Thanks for taking the time to write this up. I'm going to start a list
of "most useful explanations" and this will go on that list.

>> Or perhaps it should be more explicit, like in the name, that an
>> assertion is made within this function?
>
> No, that's entirely inflexible, will lead to confusion, and adds a copious amount
> of noise.  E.g. this
>
> 	/* emulate hypervisor clearing CR4.OSXSAVE */
> 	vcpu_sregs_get(vcpu, &sregs);
> 	sregs.cr4 &= ~X86_CR4_OSXSAVE;
> 	vcpu_sregs_set(vcpu, &sregs);
>
> versus
>
> 	/* emulate hypervisor clearing CR4.OSXSAVE */
> 	vcpu_sregs_get_assert(vcpu, &sregs);
> 	sregs.cr4 &= ~X86_CR4_OSXSAVE;
> 	vcpu_sregs_set_assert(vcpu, &sregs);
>
> The "assert" is pure noise and makes it harder to see the "get" versus "set".
>
> If we instead annotate the the "no_assert" case, then we'll end up with ambigous
> cases where a developer won't be able to determine if an unannotated API asserts
> or not, and conflict cases where a "no_assert" API _does_ assert, just not on the
> primary ioctl it's invoking.
>
> IMO, foo() and __foo() is quite explicit once you become accustomed to the
> environment.
>
>> In many cases a foo() exists without the corresponding __foo(), which
>> seems to be discouraging testing for error cases.
>
> That's almost always because no one has needed __foo().
>
>> Also, I guess especially for vcpu_run(), tests would like to loop/take
>> different actions based on different errnos and then it gets a bit
>> unwieldy to have to avoid functions that have assertions within them.
>
> vcpu_run() is a special case.  KVM_RUN is so much more than a normal ioctl, and
> so having vcpu_run() follow the "standard" pattern isn't entirely feasible.
>
> Speaking of vcpu_run(), and directly related to idea of having developers manually
> do TEST_ASSERT_EQ(), one of the top items on my selftests todo list is to have
> vcpu_run() handle GUEST_ASSERT and GUEST_PRINTF whenever possible.  Having to add
> UCALL_PRINTF handling just to get a debug message out of a test's guest code is
> beyond frustrating.  Ditto for the 60+ tests that had to manually add UCALL_ABORT
> handling, which leads to tests having code like this, which then gets copy+pasted
> all over the place and becomes a nightmare to maintain.

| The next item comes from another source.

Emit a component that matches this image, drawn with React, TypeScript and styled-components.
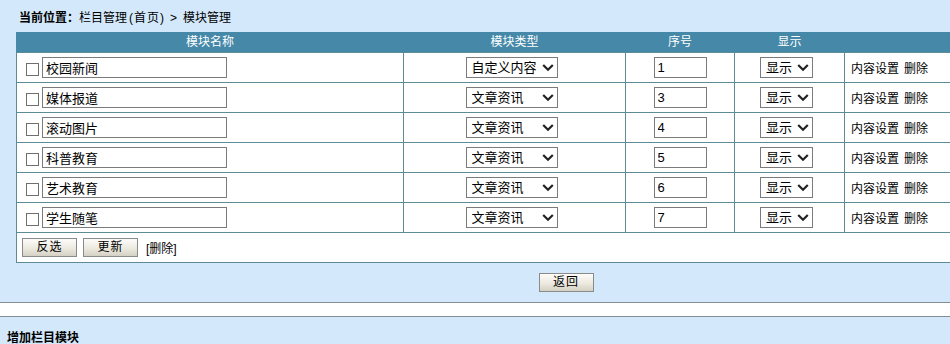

+1000 this is exactly where I had to avoid assertions!

>
> static void __vcpu_run_expect(struct kvm_vcpu *vcpu, unsigned int cmd)
> {
> 	struct ucall uc;
>
> 	vcpu_run(vcpu);
> 	switch (get_ucall(vcpu, &uc)) {
> 	case UCALL_ABORT:
> 		REPORT_GUEST_ASSERT(uc);
> 		break;
> 	default:
> 		if (uc.cmd == cmd)
> 			return;
>
> 		TEST_FAIL("Unexpected ucall: %lu", uc.cmd);
> 	}
> }
>
>> I can see people forgetting to add TEST_ASSERT_EQ()s to check results of
>> setup/teardown functions but I think those errors would surface some
>> other way anyway.
>
> Heh, I don't mean to be condescending, but I highly doubt you'll have this
> opinion after you've had to debug a completely unfamiliar test that's failing
> in weird ways, for the tenth time.
>
>> Not a strongly-held opinion,
>
> As you may have noticed, I have extremely strong opinions in this area :-)
>
>> and no major concerns on the naming either. It's a selftest after all and
>> IIUC we're okay to have selftest interfaces change anyway?
>
> Yes, changes are fine.  It's the churn I want to avoid.
>
> Oh, and here's the "answer" to the TEST_ASSERT_EQ() failure:
>
>   ==== Test Assertion Failure ====
>   include/kvm_util.h:794: !ret
>   pid=43866 tid=43866 errno=22 - Invalid argument
>      1	0x0000000000415486: vcpu_sregs_set at kvm_util.h:794 (discriminator 4)
>      2	 (inlined by) vcpu_load_state at processor.c:1125 (discriminator 4)
>      3	0x0000000000402805: save_restore_vm at hyperv_evmcs.c:221
>      4	0x000000000040204d: main at hyperv_evmcs.c:286
>      5	0x000000000041dfc3: __libc_start_call_main at libc-start.o:?
>      6	0x000000000042016c: __libc_start_main_impl at ??:?
>      7	0x0000000000402220: _start at ??:?
>   KVM_SET_SREGS failed, rc: -1 errno: 22 (Invalid argument)